Robust Branch-Cut-and-Price for the Capacitated Minimum Spanning Tree Problem over a Large Extended Formulation

Eduardo Uchoa (uchoaproducao.uff.br)
Ricardo Fukasawa (rfukasawisye.gatech.edu)
Jens Lysgaard (lysasb.dk)
Artur Pessoa (arturproducao.uff.br)
Marcus Poggi de Aragão (poggiinf.puc-rio.br)
Diogo Andrade (dandraderutcor.rutgers.edu)

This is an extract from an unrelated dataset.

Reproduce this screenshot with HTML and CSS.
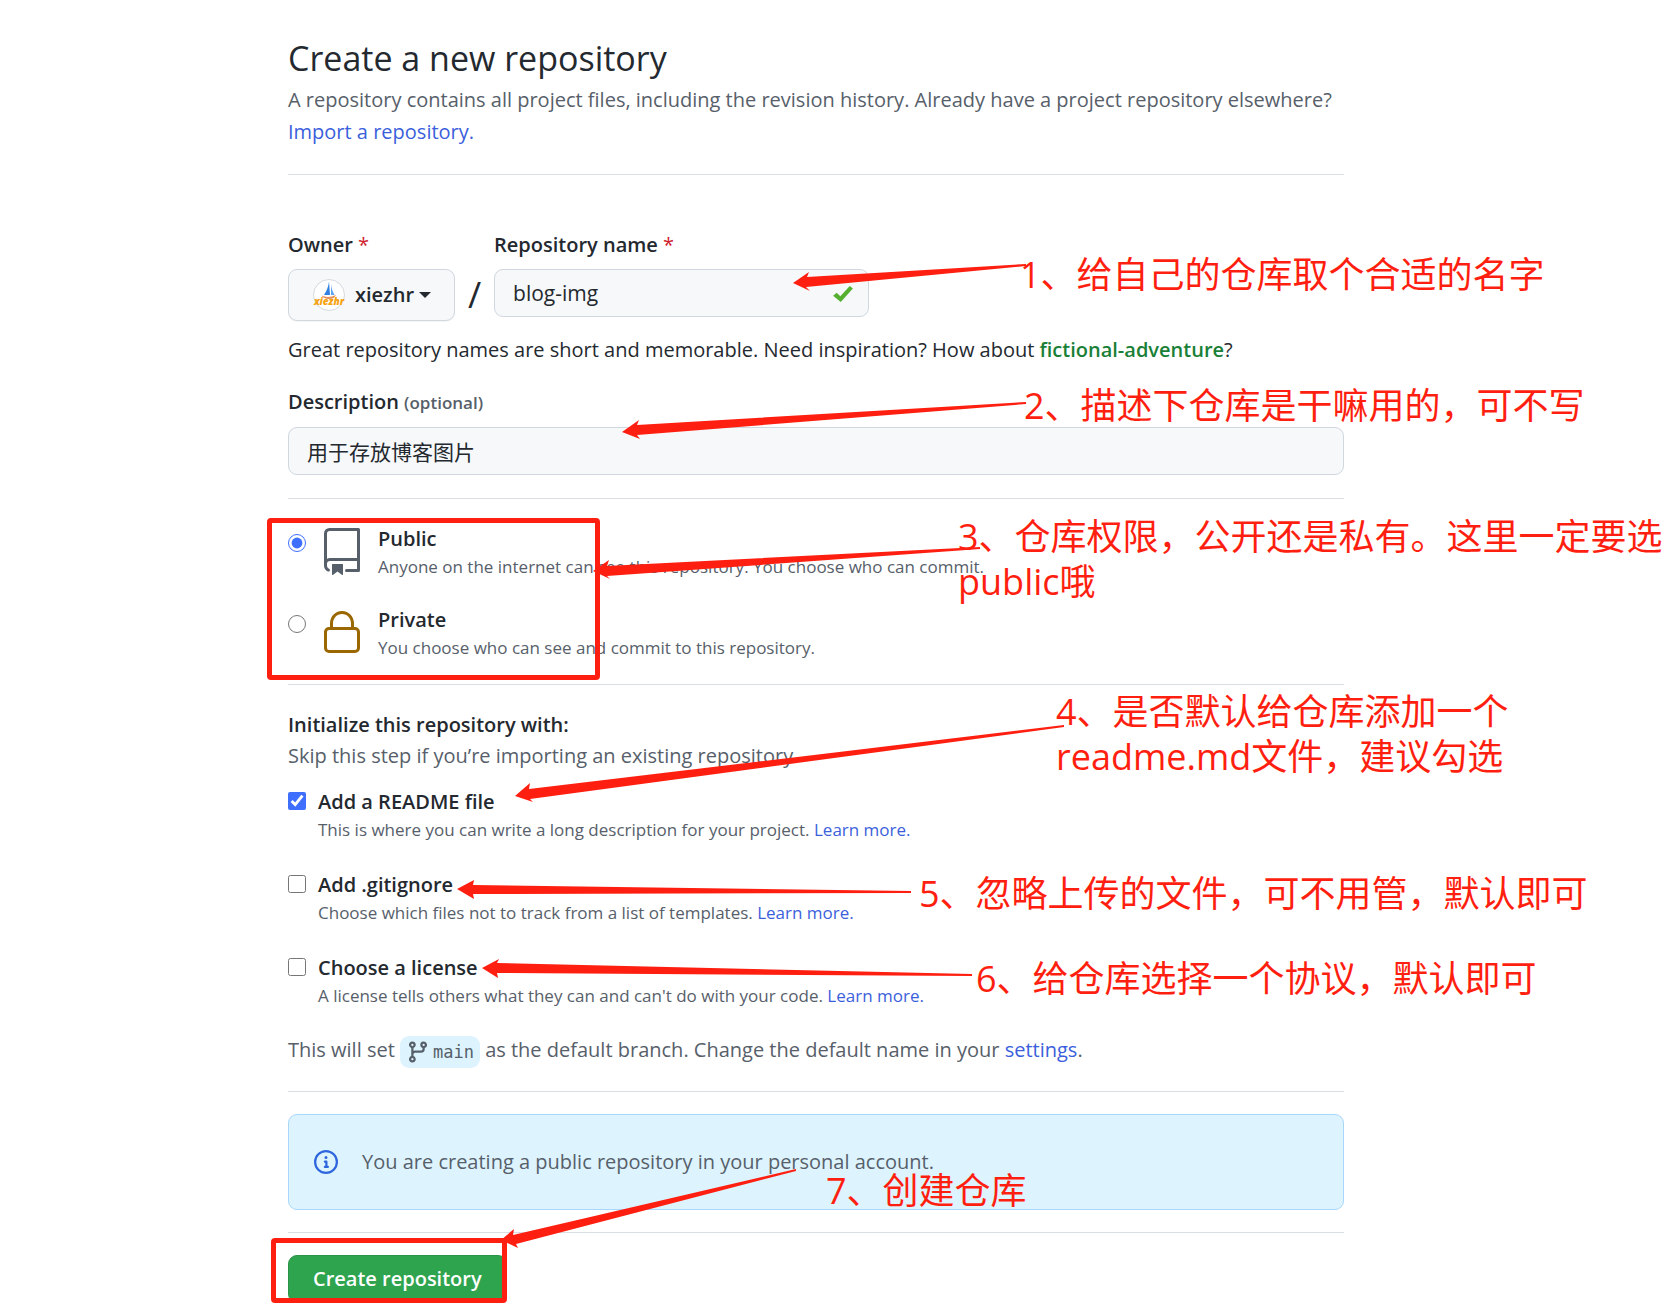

Abstract: This paper presents a robust branch-cut-and-price algorithm for the Capacitated Minimum Spanning Tree Problem (CMST). The variables are associated to $q$-arbs, a structure that arises from a relaxation of the capacitated prize-collecting arborescence probem in order to make it solvable in pseudo-polynomial time. Traditional inequalities over the arc formulation, like Capacity Cuts, are also used. Moreover, a novel feature is introduced in such kind of algorithms. Powerful new cuts expressed over a very large set of variables could be added, without increasing the complexity of the pricing subproblem or the size of the LPs that are actually solved. Computational results on benchmark instances from the OR-Library show very significant improvements over previous algorithms. Several open instances could be solved to optimality.

Keywords: column generation, cutting planes, extended formulations

Category 1: Integer Programming (Cutting Plane Approaches )

Citation: Technical Report RPEP Vol.6 no.9, Universidade Federal Fluminense, Engenharia de Producao, Niteroi, Brazil.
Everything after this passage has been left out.